If you'd asked me where we would be ten years into planting if I'm honest it is not where we find ourselves. I'd have envisaged more people joining us, more people coming to faith, and probably us preparing now to plant again. Many of those ideas were born out of the conferences available on Church planting and having discussions and reading books written by other planters. Most of the speakers at the conferences were those whose churches had grown quickly, most were either from the US - let's be honest a whole different ball game to the UK in so many ways - or from towns or cities with university populations.
Ten years in seems good point at which to reflect on a few things because we aren't where I'd envisaged us being and I'm not disappointed with that, I am grateful to God for his undeserved grace. Maybe these reflections will help some of those thinking about, or about to, or who have just, planted.
Seek out those who have planted in situations like yours, listen to their stories, ask them honestly to share the joys and hardships not just the headlines. Planters feel a great pressure to talk about the positives and the successes, those coming along rather than those who have left the plant team after a few weeks and so on. In our experience planting has been hard, joyful, exhilarating, exhausting, heartbreaking and God glorifying, often from one day to the next, sometimes from one hour, or moment, to the next. In non-university towns planting is hard graft, it is low and slow, it is gradual and sometimes it feels as if it has stalled or gone backwards. Seek out those stories and people and learn all you can from them. Gospel Partnerships may be a good place to start looking for such people rather than big conferences or books about church planting.
Pray for your daily bread. Reflecting on ten years this is perhaps the biggest lesson I have learned. Jesus doesn't teach us to pray for 6 months time, and he wisely tells us each day has enough trouble of its own. That has certainly been true in our ten years. There have been times when the church has felt secure and stable but also many times when it has felt fragile and weak, when the fear has been will we still be here in 6 months. And in such times I needed to pray for my daily bread, to deal with today not worry about tomorrow or March. That isn't saying we don't plan or dream we do, but I'm learning - too slowly - to pray for my daily bread in a church context. Planting is hard.

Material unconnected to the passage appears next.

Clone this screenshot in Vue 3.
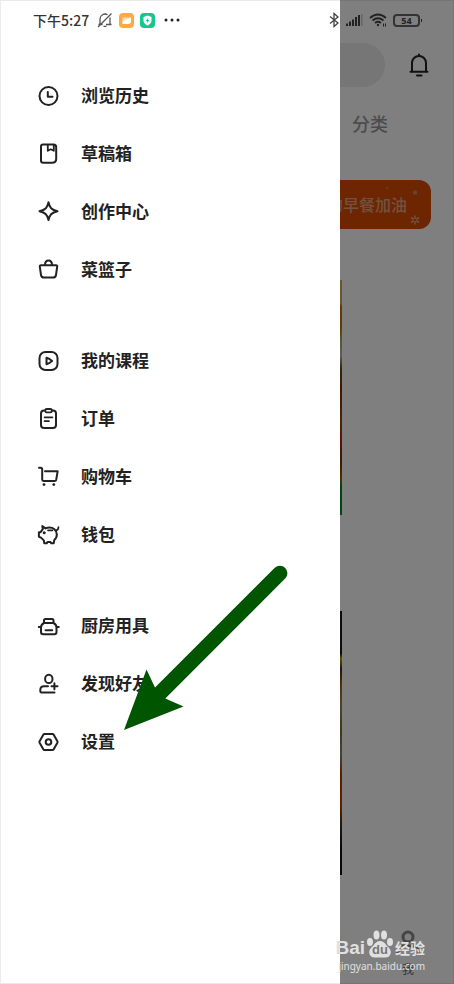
<script setup>
const groups = [
  [
    { id: 'history', label: '浏览历史' },
    { id: 'drafts', label: '草稿箱' },
    { id: 'create', label: '创作中心' },
    { id: 'basket', label: '菜篮子' },
  ],
  [
    { id: 'course', label: '我的课程' },
    { id: 'order', label: '订单' },
    { id: 'cart', label: '购物车' },
    { id: 'wallet', label: '钱包' },
  ],
  [
    { id: 'kitchen', label: '厨房用具' },
    { id: 'friends', label: '发现好友' },
    { id: 'settings', label: '设置' },
  ],
]

const icons = {
  history: '<circle cx="12.5" cy="12" r="9"/><path d="M11.8 8v4.700h4.700"/>',
  drafts:
    '<path d="M7.500 2.500h10q2.700 0 2.700 2.700v11.500q0 4-4 4H7.200q-2.200 0-2.200-2.200V4.500q0-2 2-2z"/><path d="M11.800 3v5.800l3-1.500 3 1.500V3" stroke-width="1.800"/>',
  create:
    '<path d="M12.500 2.300c1 5.200 3 7.500 9 8.900-6 1.400-8 3.700-9 8.900-1-5.200-3-7.500-9-8.900 6-1.400 8-3.700 9-8.900z"/>',
  basket:
    '<path d="M5 7.300h15q1.400 0 1.200 1.400l-1.200 8.300q-.4 2.500-2.900 2.500H7.900q-2.500 0-2.900-2.500L3.800 8.700q-.2-1.400 1.200-1.400z"/><path d="M9 7c0-6 7-6 7 0"/>',
  course: '<rect x="3.500" y="3" width="18" height="18" rx="6"/><path d="M10.500 8.800v6.400q2.800-.8 5.600-3.200-2.800-2.400-5.600-3.200z"/>',
  order:
    '<rect x="5" y="3.500" width="15" height="17.500" rx="3"/><rect x="9.300" y="2" width="6.500" height="3.400" rx="1.500" fill="#fff" stroke-width="1.800"/><path d="M8.600 10.300h7.800M8.600 14.200h4.300" stroke-width="1.800"/>',
  cart:
    '<path d="M3 2.700h1.700q1.500 0 1.500 1.500v10.400q0 1.400 1.400 1.400h11q1.300 0 1.600-1.300l1.500-8.500H9"/><g fill="#222" stroke="none"><circle cx="8" cy="19.600" r="1.400"/><circle cx="17.800" cy="19.600" r="1.400"/></g>',
  wallet:
    '<path d="M6.300 3.100l.5 3.100L4.600 9.200H2.900v4.600l2.100.8 2.800 2.800.5 2.800h2.500l.7-1.300h3l.7 1.300h2.500l.6-3.200c1.800-1.600 2.700-3.200 2.500-5.600 0-1.900-.9-3.800-2.400-5.100-1.500-1.300-3.300-1.700-5-1.700-1.500 0-2.800.4-3.900.8z" stroke-width="2"/><path d="M20 7.300q2.500-.3 2.500-3.300M12 7.300h4.500" stroke-width="1.700"/><circle cx="8.200" cy="9.700" r="1.500" fill="#222" stroke="none"/>',
  kitchen:
    '<path d="M8 8.500V6.500q0-1.500 1.500-1.500h6.500q1.500 0 1.500 1.500v2M2.800 13h2M20.800 13h2M8 9h9.500q3 1.500 3 4.500v4.500q0 2.300-2.300 2.300H7.300Q5 20.300 5 18v-4.500Q5 10.500 8 9zM9.600 16.200h6.600"/>',
  friends:
    '<ellipse cx="12.800" cy="6.900" rx="3.700" ry="4.200"/><path d="M12 14.300H8q-3.700 0-3.700 3.700v1.200q0 1.200 1.200 1.200h13M18.400 11.300v6M15.500 14.300h6"/>',
  settings:
    '<path d="M8.500 4h8q.8 0 1.200.7l3.700 6.500q.4.800 0 1.600l-3.700 6.500q-.4.700-1.200.7h-8q-.8 0-1.200-.7l-3.700-6.500q-.4-.8 0-1.600l3.700-6.500q.4-.7 1.200-.7z"/><circle cx="12.500" cy="12" r="2.800"/>',
}
</script>

<template>
  <div class="screen">
    <div class="page">
      <header class="top">
        <input class="search" type="text" aria-label="搜索" />
        <button class="bell" aria-label="通知">
          <svg viewBox="0 0 24 24" width="24" height="24" fill="none" stroke="#222" stroke-width="2" stroke-linecap="round">
            <path d="M12 1.500v1.500M5 18.500V10a7 7 0 0 1 14 0v8.500M3.500 18.800h17M10 22.500h4.500" />
          </svg>
        </button>
      </header>
      <nav class="tabs"><a href="#">分类</a></nav>
      <a class="banner" href="#">
        <span>为你的早餐加油</span>
        <svg class="flakes" viewBox="0 0 40 48" width="40" height="48">
          <g fill="#d4835c"><circle cx="3" cy="8" r="1" /><circle cx="31" cy="12.500" r="2.300" /></g>
          <path d="M31 35.500v9M27 37.500l8 5M35 37.500l-8 5" stroke="#e0a080" stroke-width="1.600" />
          <circle cx="31" cy="40" r="1.300" fill="#dd4c00" />
        </svg>
      </a>
      <div class="feed">
        <div class="photo first"></div>
        <div class="photo second"></div>
      </div>
      <footer class="tabbar">
        <a href="#">
          <svg viewBox="0 0 28 28" width="28" height="28" fill="none" stroke="#888" stroke-width="3">
            <circle cx="14" cy="8" r="5" /><path d="M4 25v-3q0-5 5-5h10q5 0 5 5v3" />
          </svg>
          <span>我</span>
        </a>
      </footer>
    </div>

    <aside class="drawer">
      <ul v-for="(group, i) in groups" :key="i" class="group">
        <li v-for="item in group" :key="item.id">
          <a href="#" class="row">
            <svg viewBox="0 0 24 24" class="icon" v-html="icons[item.id]"></svg>
            <span class="label">{{ item.label }}</span>
          </a>
        </li>
      </ul>
    </aside>

    <div class="status">
      <span class="time">下午5:27</span>
      <svg viewBox="0 0 16 16" width="16" height="16" fill="none" stroke="#555" stroke-width="1.300">
        <path d="M3 12.500V7a5 5 0 0 1 7.500-4.300M13 5.500v7M1.500 12.500h4M9 12.500h5.500M6.500 14.300h3M1 15L14.500 1.500" />
      </svg>
      <svg viewBox="0 0 15 15" width="15" height="15">
        <rect width="15" height="15" rx="4" fill="#ffa944" />
        <path d="M3.500 4.500h8.500v5L9.500 11h-6z" fill="#ffe3bf" /><path d="M3.500 11V8.500l8.500-4v5L9.500 11z" fill="#fff" />
      </svg>
      <svg viewBox="0 0 15 15" width="15" height="15">
        <rect width="15" height="15" rx="4" fill="#15c78b" />
        <path d="M7.500 2.500l4 1.500v3.500q0 3-4 5-4-2-4-5V4z" fill="#fff" /><path d="M8.300 4.500L5.800 8h1.500l-.5 2.500L9.300 7H7.800z" fill="#15c78b" />
      </svg>
      <svg class="more" viewBox="0 0 16 4" width="16" height="4" fill="#222">
        <circle cx="2" cy="2" r="1.500" /><circle cx="8" cy="2" r="1.500" /><circle cx="14" cy="2" r="1.500" />
      </svg>
      <svg class="bt" viewBox="0 0 10 16" width="10" height="16" fill="none" stroke="#444" stroke-width="1.300">
        <path d="M1 4.500l8 6.500-4 3.500v-13L9 5l-8 6.500" />
      </svg>
      <svg viewBox="0 0 18 14" width="18" height="14" fill="#222">
        <path d="M1 10.500h2V13H1zM4 8.500h2V13H4zM7 6.500h2V13H7zM10 4h2v9h-2zM13 2h2v11h-2z" /><path d="M16 1h1.500v12H16z" fill="#666" />
      </svg>
      <svg viewBox="0 0 18 14" width="18" height="14" fill="none" stroke="#222" stroke-width="1.700">
        <path d="M1 5Q9-2 17 5M3.500 7.500Q9 3 14.500 7.500M6 10Q9 7.500 12 10" /><circle cx="9" cy="12" r="1.200" fill="#222" stroke="none" />
        <path d="M14.500 10.500v3M16.500 10.500v3" stroke-width="1" />
      </svg>
      <span class="battery">54</span>
    </div>

    <svg class="arrow" viewBox="0 0 166 168" width="166" height="168" aria-hidden="true">
      <path d="M1 167L23.500 106.500 32 124.500 151.800 4.700A7.500 7.500 0 0 1 162.400 15.300L42.300 135.500 60.500 143.500z" fill="#005500" />
    </svg>

    <div class="watermark">
      <div class="brand">
        <span class="bai">Bai</span>
        <span class="paw">
          <svg viewBox="0 0 28 28" width="28" height="28" fill="#e0e0e0">
            <ellipse cx="4" cy="12" rx="3" ry="4" /><ellipse cx="10.500" cy="5" rx="3" ry="4.500" />
            <ellipse cx="18" cy="5" rx="3" ry="4.500" /><ellipse cx="24" cy="12" rx="3" ry="4" />
            <path d="M14 11q4 0 6.500 4.500Q26 20 24.500 24q-1.500 4-6 3.500h-9Q5 28 3.500 24 2 20 7.500 15.500 10 11 14 11z" />
          </svg>
          <b>du</b>
        </span>
        <span class="exp">经验</span>
      </div>
      <div class="url">jingyan.baidu.com</div>
    </div>
  </div>
</template>

<style>
body {
  background: #fff;
}
</style>

<style scoped>
* {
  box-sizing: border-box;
}
.screen {
  position: relative;
  min-height: 100vh;
  display: flex;
  overflow: hidden;
  font-family: 'Noto Sans CJK SC', sans-serif;
  color: #222;
}
.screen::after {
  content: '';
  position: absolute;
  inset: 0;
  box-shadow: inset 0 0 0 1px rgba(0, 0, 0, 0.08);
  pointer-events: none;
}
a {
  color: inherit;
  text-decoration: none;
}
svg {
  display: block;
  flex: none;
}
.page {
  position: relative;
  flex: 1;
  display: flex;
  flex-direction: column;
  padding-top: 43px;
}
.page::after {
  content: '';
  position: absolute;
  inset: 0;
  background: rgba(0, 0, 0, 0.5);
}
.top {
  display: flex;
  align-items: center;
  gap: 22px;
  padding: 0 23px 0 16px;
}
.search {
  flex: 1;
  min-width: 0;
  height: 44px;
  border: 0;
  border-radius: 22px;
  background: #ececec;
}
.bell {
  padding: 0;
  border: 0;
  background: none;
}
.tabs {
  display: flex;
  justify-content: flex-end;
  padding: 23px 66px 0 0;
  font-size: 18px;
  line-height: 26px;
  font-weight: 500;
  color: #999;
}
.banner {
  position: relative;
  display: flex;
  align-items: center;
  justify-content: flex-end;
  height: 49px;
  margin: 44px 23px 0 16px;
  padding: 0 24px 2px 0;
  border-radius: 12px;
  background: #dd4c00;
  color: #e0a484;
  font-size: 16px;
  font-weight: 500;
}
.flakes {
  position: absolute;
  right: 7px;
  top: 0;
}
.feed {
  flex: 1;
  display: flex;
  flex-direction: column;
  gap: 96px;
  padding: 51px 112px 0 16px;
}
.photo.first {
  height: 235px;
  background: linear-gradient(#c8b060 0 10%, #c07800 11% 20%, #b0a050 24%, #bbb 32%, #605010 38%, #803000 46%, #905010 60%, #c02010 70%, #703000 76%, #a06000 85%, #008830 87%);
}
.photo.second {
  height: 264px;
  background: linear-gradient(#181818 0 16%, #c0a000 18%, #403020 22%, #b06000 28%, #998866 36%, #807030 45%, #808880 54%, #b04000 62%, #c04000 74%, #303030 82%, #111 90%);
}
.tabbar {
  display: flex;
  justify-content: flex-end;
  padding: 0 32px 5px 0;
}
.tabbar a {
  display: flex;
  flex-direction: column;
  align-items: center;
  gap: 2px;
  color: #666;
  font-size: 12px;
  line-height: 20px;
}
.drawer {
  position: absolute;
  inset: 0 auto 0 0;
  width: calc(75% - 1px);
  padding-top: 67px;
  background: #fff;
}
.group {
  margin: 0 0 33px;
  padding: 0;
  list-style: none;
}
.row {
  display: flex;
  align-items: center;
  gap: 21px;
  height: 58px;
  padding-left: 36px;
  font-size: 17px;
  font-weight: 700;
}
.label {
  padding-bottom: 3px;
}
.icon {
  width: 24px;
  height: 24px;
  fill: none;
  stroke: #222;
  stroke-width: 2;
  stroke-linecap: round;
  stroke-linejoin: round;
}
.status {
  position: absolute;
  inset: 0 0 auto 0;
  display: flex;
  align-items: center;
  gap: 6px;
  height: 40px;
  padding: 0 34px 0 33px;
}
.time {
  margin-right: 2px;
  font-size: 14px;
  font-weight: 500;
  color: #333;
}
.more {
  margin-left: 3px;
}
.bt {
  margin-left: auto;
}
.battery {
  position: relative;
  width: 27px;
  height: 13px;
  border: 2px solid #333;
  border-radius: 4px;
  font: 700 9px/9px 'Noto Sans', sans-serif;
  text-align: center;
}
.battery::after {
  content: '';
  position: absolute;
  right: -4px;
  top: 3px;
  width: 1px;
  height: 3px;
  background: #222;
}
.arrow {
  position: absolute;
  left: 123px;
  top: 563px;
}
.watermark {
  position: absolute;
  right: 29px;
  bottom: 10px;
  color: #e0e0e0;
}
.brand {
  display: flex;
  align-items: flex-end;
  justify-content: flex-end;
  gap: 1px;
  height: 28px;
}
.bai {
  font: 700 19px/20px 'Liberation Sans', sans-serif;
}
.paw {
  position: relative;
}
.paw b {
  position: absolute;
  inset: 13px 0 auto 0;
  color: #777;
  font: 700 13px/13px 'Liberation Sans', sans-serif;
  text-align: center;
}
.exp {
  font-size: 15px;
  line-height: 20px;
  font-weight: 700;
}
.url {
  font: 10px/16px 'Noto Sans', sans-serif;
  text-align: right;
}
</style>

Reach the lost with the gospel. We don't plant churches to recycle God's sheep. We don't plant churches to give believers in Bible teaching churches another option, or we shouldn't either as individuals or denominations. There's a great temptation to welcome such people, especially because of the pressure we too often feel about numbers, about growth. But we plant churches to see the lost saved and discipled. As a church we need to keep that at the top of the agenda because it too readily slips down the priorities.
Pastor believers with the gospel. I think this has been one of the things I most frequently made a mess of during our ten years. I wanted to reach the lost and yet on day one, 2nd Sept 2007, we were a church with all the pastoral problems involved in that, and to be brutally honest I took too long to see that and so we weren't set up for robust pastoral care. We spent hours talking about how we would reach the lost; reading, dreaming, engaging with etc... but we invested little time as a launch team preparing means of and planning to provide pastoral care for believers. Naively I assumed teaching the Bible would be enough, along with some pastoral visits, and that in a small team I and the other leaders would see, know and respond to needs as they arose. It meant pastoral care was too patchy, depending on how much you would reveal, how quickly, and to whom, who you knew and how well you knew them. By God's grace it has been a thrill to see the church grow in this area over the years, to see people grow in visiting and loving and pastoring those around them in the gospel. Though often its still feels as if our needs outweigh our resources.
Buildings matter. If I could suggest three things to a church looking to plant this would now be one of them; find a building for your plant to call home. We meet and have always met in a school. There are lots of positives with that, and we are very grateful for the good relationship we enjoy with the school. It has opened doors and provided many opportunities. But if I was planting again I'd look for a building from the beginning. In the area we meet entering homes is fraught with social complexity, meeting in a school provides challenges in terms of running things mid-week among other things. And I think having a permanent premises gives you a footprint in the area and makes a statement about permanence and commitment, especially important in an area like ours where children's centres and other community outreach initiatives have proved short lived and simply left people feeling let down again.
Partner with others. Perhaps the most significant thing in our making 10 years both as a church and with me here as pastor have been gospel hearted partnerships. Bessacarr Evangelical Church has been an incredible blessing to us; generous with both the time of their staff and their money, and also being forgiving of me in a way parents often have to be. Other partnerships have provided financial support and encouragement at key times, maybe sometimes when those involved haven't realised how crucial their partnership and encouragement has been. God given partnerships are a blessing and planters and planted churches need to to do all they can to cultivate them before, during and after planting.
God is good and his grace has sustained us, his plans and purposes have been far beyond our imagining and we pray that as we move into year 11 God would bring others to taste and see his goodness through his people.